Under the new law, workers would be unable to touch their money until reaching retirement age, which is 60 for men and 55 for women. The government also proposed last year to raise the retirement age to 62 for men and 60 for women.

During the strike, workers held peaceful demonstrations despite provocations from company security guards. Thousands of workers staged sit-ins, occupying the plant and refusing to perform their jobs or even turn on the lights. They also blocked a nearby highway at various times, prompting the government to dispatch a large police force equipped with batons.

On the second day of the strike, workers entered the factory, but were barred from leaving by security guards, who attacked the strikers, electrocuting some. Thanh Nien News quoted an anonymous worker saying: “Four workers at section C were injured but it is unclear if the guards used electric shock batons or set up electricity there.”

Many workers expressed anger toward the company as well as the government. One striker, Le Van Tin, told the media: “Our company does not support us. It just calls us to get back to work.”

After the second factory joined the strike, the government sought to end the revolt as quickly as possible. Minister-Chairman of the Government Office—a body that assists the prime minister—Nguyen Van Nen called the workers’ demands a “legitimate request.” He said the government would convey a request to the National Assembly on May 20 to reconsider the social insurance law.

The government is simply trying to buy time to force the new law onto workers. Nen stated: “Workers should be calm and should not follow any provocation or instigation of anyone to do anything that goes against their legitimate interests.”

Above all, Hanoi is trying to prevent more workers from joining protests against worsening labor conditions in a country where the workforce is heavily exploited. Employers and the government are intent on under-cutting the labor costs of rival clothing and footwear industries in countries such as Cambodia and Bangladesh.

The official Vietnam General Confederation of Labour (VGCL) implored workers to return to their jobs when the strike broke out on March 26. It also denounced “bad elements” that caused unrest. Dang Quang Dieu, head of the VGCL’s law policy board, declared that workers would accept the new law once they knew “what benefits they will have when they cannot receive lump-sum social insurance allowance payments.”

The VGCL, to which country’s trade unions are affiliated, exists for the purpose of imposing the government’s agenda on Vietnam’s working class. It is working hand in hand with the government to impose the new law, which will only be the beginning of the dismantling of the pension system.

Vietnam offers low wages to transnational corporations and a workforce suppressed by Hanoi’s Stalinist regime. The average monthly wage in Vietnam is only $US197, compared to $391 and $613 in Thailand and China respectively. That is how, last year, Vietnam became the largest exporter to the US from among the 10 Association of Southeast Asian Nations (ASEAN).
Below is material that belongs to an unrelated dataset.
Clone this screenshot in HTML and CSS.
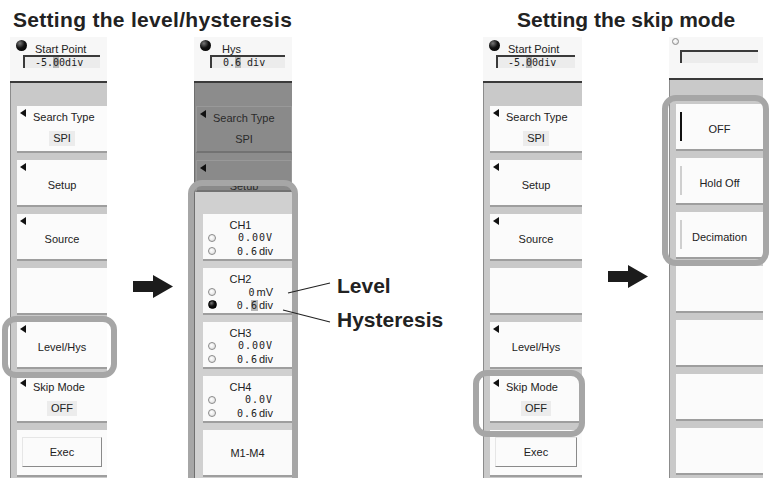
FILE: index.html
```html
<!DOCTYPE html>
<html lang="en">
<head>
    <meta charset="UTF-8">
    <meta name="viewport" content="width=device-width, initial-scale=1.0">
    <title>Search settings</title>
    <link rel="stylesheet" href="styles.css">
</head>
<body>

<div class="figure">

    <!-- level / hysteresis -->
    <section class="half half-a">
        <h2 class="title">Setting the level/hysteresis</h2>
        <div class="stage">

            <div class="panel panel-1">
                <div class="head">
                    <span class="ball"></span>
                    <div class="head-label">Start Point</div>
                    <div class="value-box">-5.<span class="cursor">0</span>0div</div>
                </div>
                <div class="body">
                    <div class="btn tri">
                        <div class="pair-title">Search Type</div>
                        <div class="pair-value">SPI</div>
                    </div>
                    <div class="btn tri"><div class="btn-label">Setup</div></div>
                    <div class="btn tri"><div class="btn-label">Source</div></div>
                    <div class="btn"></div>
                    <div class="btn tri"><div class="btn-label">Level/Hys</div></div>
                    <div class="btn tri">
                        <div class="pair-title">Skip Mode</div>
                        <div class="pair-value">OFF</div>
                    </div>
                    <div class="btn btn-exec"><div class="exec">Exec</div></div>
                </div>
                <div class="ring ring-level"></div>
            </div>

            <svg class="arrow arrow-a" width="40" height="23" viewBox="0 0 40 23">
                <polygon points="0,6 20,6 20,0 40,11.5 20,23 20,17 0,17" fill="#1c1c1c"/>
            </svg>

            <div class="panel panel-2">
                <div class="head">
                    <span class="ball"></span>
                    <div class="head-label">Hys</div>
                    <div class="value-box">0.<span class="cursor">6</span> div</div>
                </div>
                <div class="body">
                    <div class="btn tri dim">
                        <div class="pair-title">Search Type</div>
                        <div class="pair-value">SPI</div>
                    </div>
                    <div class="btn tri dim cut"><div class="btn-label">Setup</div></div>
                    <div class="popup">
                        <div class="ch">
                            <div class="ch-name">CH1</div>
                            <div class="ch-row"><span class="dot"></span><span class="val">0.00V</span></div>
                            <div class="ch-row"><span class="dot"></span><span class="val">0.6<small>div</small></span></div>
                        </div>
                        <div class="ch">
                            <div class="ch-name">CH2</div>
                            <div class="ch-row"><span class="dot"></span><span class="val">0<small>mV</small></span></div>
                            <div class="ch-row"><span class="dot dot-on"></span><span class="val">0.<span class="cursor">6</span><small>div</small></span></div>
                        </div>
                        <div class="ch">
                            <div class="ch-name">CH3</div>
                            <div class="ch-row"><span class="dot"></span><span class="val">0.00V</span></div>
                            <div class="ch-row"><span class="dot"></span><span class="val">0.6<small>div</small></span></div>
                        </div>
                        <div class="ch">
                            <div class="ch-name">CH4</div>
                            <div class="ch-row"><span class="dot"></span><span class="val">0.0V</span></div>
                            <div class="ch-row"><span class="dot"></span><span class="val">0.6<small>div</small></span></div>
                        </div>
                        <div class="ch ch-m"><div class="btn-label">M1-M4</div></div>
                    </div>
                </div>
                <div class="ring ring-popup"></div>
            </div>

            <div class="callouts">
                <svg class="leaders" width="55" height="50" viewBox="0 0 55 50">
                    <line x1="6" y1="15" x2="48" y2="5" stroke="#222" stroke-width="1.2"/>
                    <line x1="1" y1="32" x2="48" y2="44" stroke="#222" stroke-width="1.2"/>
                </svg>
                <div class="callout-labels">
                    <span>Level</span>
                    <span>Hysteresis</span>
                </div>
            </div>

        </div>
    </section>

    <!-- skip mode -->
    <section class="half half-b">
        <h2 class="title">Setting the skip mode</h2>
        <div class="stage">

            <div class="panel panel-3">
                <div class="head">
                    <span class="ball"></span>
                    <div class="head-label">Start Point</div>
                    <div class="value-box">-5.<span class="cursor">0</span>0div</div>
                </div>
                <div class="body">
                    <div class="btn tri">
                        <div class="pair-title">Search Type</div>
                        <div class="pair-value">SPI</div>
                    </div>
                    <div class="btn tri"><div class="btn-label">Setup</div></div>
                    <div class="btn tri"><div class="btn-label">Source</div></div>
                    <div class="btn"></div>
                    <div class="btn tri"><div class="btn-label">Level/Hys</div></div>
                    <div class="btn tri">
                        <div class="pair-title">Skip Mode</div>
                        <div class="pair-value">OFF</div>
                    </div>
                    <div class="btn btn-exec"><div class="exec">Exec</div></div>
                </div>
                <div class="ring ring-skip"></div>
            </div>

            <svg class="arrow arrow-b" width="40" height="23" viewBox="0 0 40 23">
                <polygon points="0,6 20,6 20,0 40,11.5 20,23 20,17 0,17" fill="#1c1c1c"/>
            </svg>

            <div class="panel panel-4">
                <div class="head">
                    <span class="dot dot-head"></span>
                    <div class="value-box"></div>
                </div>
                <div class="body">
                    <div class="btn opt on"><div class="btn-label">OFF</div></div>
                    <div class="btn opt"><div class="btn-label">Hold Off</div></div>
                    <div class="btn opt"><div class="btn-label">Decimation</div></div>
                    <div class="btn"></div>
                    <div class="btn"></div>
                    <div class="btn"></div>
                    <div class="btn"></div>
                </div>
                <div class="ring ring-options"></div>
            </div>

        </div>
    </section>

</div>

</body>
</html>
```

FILE: styles.css
```css
* {
    box-sizing: border-box;
}

body {
    margin: 0;
    background-color: #fff;
    font-family: "Liberation Sans", Arial, sans-serif;
    color: #222;
}

.figure {
    display: flex;
    width: 771px;
    height: 478px;
    overflow: hidden;
}

.half-a {
    width: 470px;
    flex: none;
}

.half-b {
    flex: 1;
}

.title {
    margin: 0;
    height: 37px;
    padding: 8px 0 0 13px;
    font-size: 21px;
    line-height: 24px;
    font-weight: bold;
    color: #222;
    white-space: nowrap;
}

.half-a .title {
    letter-spacing: 0.3px;
}

.half-b .title {
    padding-left: 47px;
}

.stage {
    display: flex;
    align-items: flex-start;
}

/* panels */
.panel {
    position: relative;
    display: flex;
    flex-direction: column;
    height: 441px;
    flex: none;
    font-family: "Liberation Sans", Arial, sans-serif;
    font-size: 11px;
}

.panel-1 {
    width: 97px;
    margin-left: 10px;
}

.panel-2 {
    width: 98px;
    margin-left: 21px;
}

.panel-3 {
    width: 99px;
    margin-left: 13px;
}

.panel-4 {
    width: 94px;
    margin-left: 21px;
}

.head {
    position: relative;
    height: 46px;
    flex: none;
    background-color: #f7f7f7;
    border-bottom: 2px solid #3a3a3a;
    padding: 7px 7px 0 13px;
}

.panel-2 .head {
    padding-left: 16px;
}

.panel-4 .head {
    height: 43px;
    padding: 13px 5px 0 11px;
}

.ball {
    position: absolute;
    left: 6px;
    top: 3px;
    width: 11px;
    height: 11px;
    border-radius: 50%;
    background: radial-gradient(circle at 35% 30%, #777 0, #111 45%, #000 100%);
}

.head-label {
    height: 11px;
    line-height: 11px;
    padding-left: 12px;
    white-space: nowrap;
}

.value-box {
    height: 13px;
    border-top: 2px solid #3a3a3a;
    border-left: 2px solid #3a3a3a;
    background-color: #ececec;
    padding-left: 10px;
    font-family: "DejaVu Sans Mono", monospace;
    font-size: 10px;
    line-height: 11px;
    white-space: nowrap;
}

.panel-2 .value-box {
    padding-left: 11px;
}

.cursor {
    background-color: #b8b8b8;
}

.body {
    flex: 1;
    display: flex;
    flex-direction: column;
    gap: 7px;
    background-color: #c9c9c9;
    border-left: 1px solid #8c8c8c;
    padding: 23px 0 0 6px;
    overflow: hidden;
}

.panel-4 .body {
    padding-top: 24px;
}

/* soft keys */
.btn {
    position: relative;
    flex: none;
    height: 47px;
    background-color: #fbfbfb;
    border-bottom: 2px solid #9e9e9e;
}

.tri::before {
    content: "";
    position: absolute;
    left: 3px;
    top: 3px;
    border-style: solid;
    border-width: 4px 6px 4px 0;
    border-color: transparent #111 transparent transparent;
}

.btn-label {
    display: flex;
    height: 100%;
    align-items: center;
    justify-content: center;
    padding-top: 4px;
    white-space: nowrap;
}

.pair-title {
    padding: 5px 0 0 16px;
    line-height: 12px;
    white-space: nowrap;
}

.pair-value {
    width: fit-content;
    margin: 8px auto 0;
    padding: 1px 4px;
    line-height: 13px;
    background-color: #ececec;
}

.btn-exec {
    padding: 7px 5px 0;
}

.exec {
    display: flex;
    height: 30px;
    align-items: center;
    justify-content: center;
    background-color: #fbfbfb;
    border: 1px solid;
    border-color: #e6e6e6 #8a8a8a #8a8a8a #e6e6e6;
}

/* dimmed panel behind the popup */
.panel-2 .body {
    background-color: #8c8c8c;
    border-left-color: #6f6f6f;
    padding-left: 1px;
}

.btn.dim {
    background-color: #8a8a8a;
    border: 1px solid #999;
    border-bottom: 2px solid #727272;
    color: #2a2a2a;
}

.btn.dim .pair-value {
    background-color: transparent;
}

.btn.cut {
    height: 32px;
    overflow: hidden;
}

.btn.cut .btn-label {
    display: block;
    height: auto;
    text-align: center;
    padding-top: 19px;
    line-height: 12px;
}

.popup {
    flex: 1;
    display: flex;
    flex-direction: column;
    gap: 7px;
    margin: -7px 0 0 -1px;
    padding: 22px 0 0 8px;
    background-color: #d0d0d0;
}

.ch {
    flex: none;
    height: 47px;
    background-color: #fafafa;
    border-bottom: 2px solid #9e9e9e;
    padding: 5px 19px 0 5px;
}

.ch-name {
    text-align: center;
    line-height: 12px;
}

.ch-row {
    display: flex;
    align-items: center;
    justify-content: space-between;
    height: 13px;
}

.val {
    font-family: "DejaVu Sans Mono", monospace;
    font-size: 10px;
    letter-spacing: 1px;
    white-space: nowrap;
}

.val small {
    font-family: "Liberation Sans", Arial, sans-serif;
    font-size: 11px;
    letter-spacing: 0;
    margin-left: 1px;
}

.dot {
    display: inline-block;
    width: 8px;
    height: 8px;
    border-radius: 50%;
    border: 1px solid #8a8a8a;
    background: radial-gradient(circle at 40% 40%, #fff 0, #e4e4e4 70%);
}

.dot.dot-on {
    width: 9px;
    height: 9px;
    border-color: #000;
    background: radial-gradient(circle at 35% 30%, #777 0, #111 45%, #000 100%);
}

.dot-head {
    position: absolute;
    left: 3px;
    top: 1px;
    width: 7px;
    height: 7px;
}

.ch-m {
    padding: 0;
}

.ch-m .btn-label {
    padding-top: 0;
    height: 45px;
}

/* option keys */
.opt::before {
    content: "";
    position: absolute;
    left: 4px;
    top: 8px;
    bottom: 8px;
    width: 2px;
    background-color: #cfcfcf;
}

.opt.on::before {
    background-color: #111;
}

/* highlight rings */
.ring {
    position: absolute;
    border: 6px solid #a6a6a6;
    border-radius: 14px;
    pointer-events: none;
}

.ring-level {
    left: -8px;
    top: 279px;
    width: 115px;
    height: 62px;
}

.ring-popup {
    left: -6px;
    top: 143px;
    width: 110px;
    height: 340px;
}

.ring-skip {
    left: -10px;
    top: 333px;
    width: 112px;
    height: 67px;
}

.ring-options {
    left: -7px;
    top: 58px;
    width: 107px;
    height: 171px;
}

/* arrows and callouts */
.arrow {
    flex: none;
}

.arrow-a {
    margin: 238px 0 0 26px;
}

.arrow-b {
    margin: 228px 0 0 26px;
}

.callouts {
    position: relative;
    z-index: 2;
    display: flex;
    flex: none;
    margin: 237px 0 0 -10px;
}

.leaders {
    margin-top: 4px;
}

.callout-labels {
    display: flex;
    flex-direction: column;
    gap: 10px;
    font-size: 21px;
    line-height: 24px;
    font-weight: bold;
    color: #222;
}
```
Despite the massive profits that corporations like Nike and Adidas, together with electronics companies like Samsung reap from the Vietnamese working class, workers are being told that their pension system will run a deficit by 2021 and be depleted by 2034.

Workers and employers are supposed to pay into the social insurance system. According to Thanh Nien News, however, many private sector businesses have delayed or failed to make payments, accounting for a debt of more than $590.5 million.

The international financial institutions have demanded that the government “reform” the pension system. A June 2012 report by the US-dominated World Bank called on Vietnam to adopt a “modern” pension system, bemoaning the “generous pension benefits” Vietnamese workers earned.

The drive to dismantle workers’ benefits flows from the intensification of the doi moi (renewal) program of pro-market “reforms” imposed by the Stalinist Communist Party of Vietnam regime to attract foreign investment and integrate Vietnam into the world capitalist economy.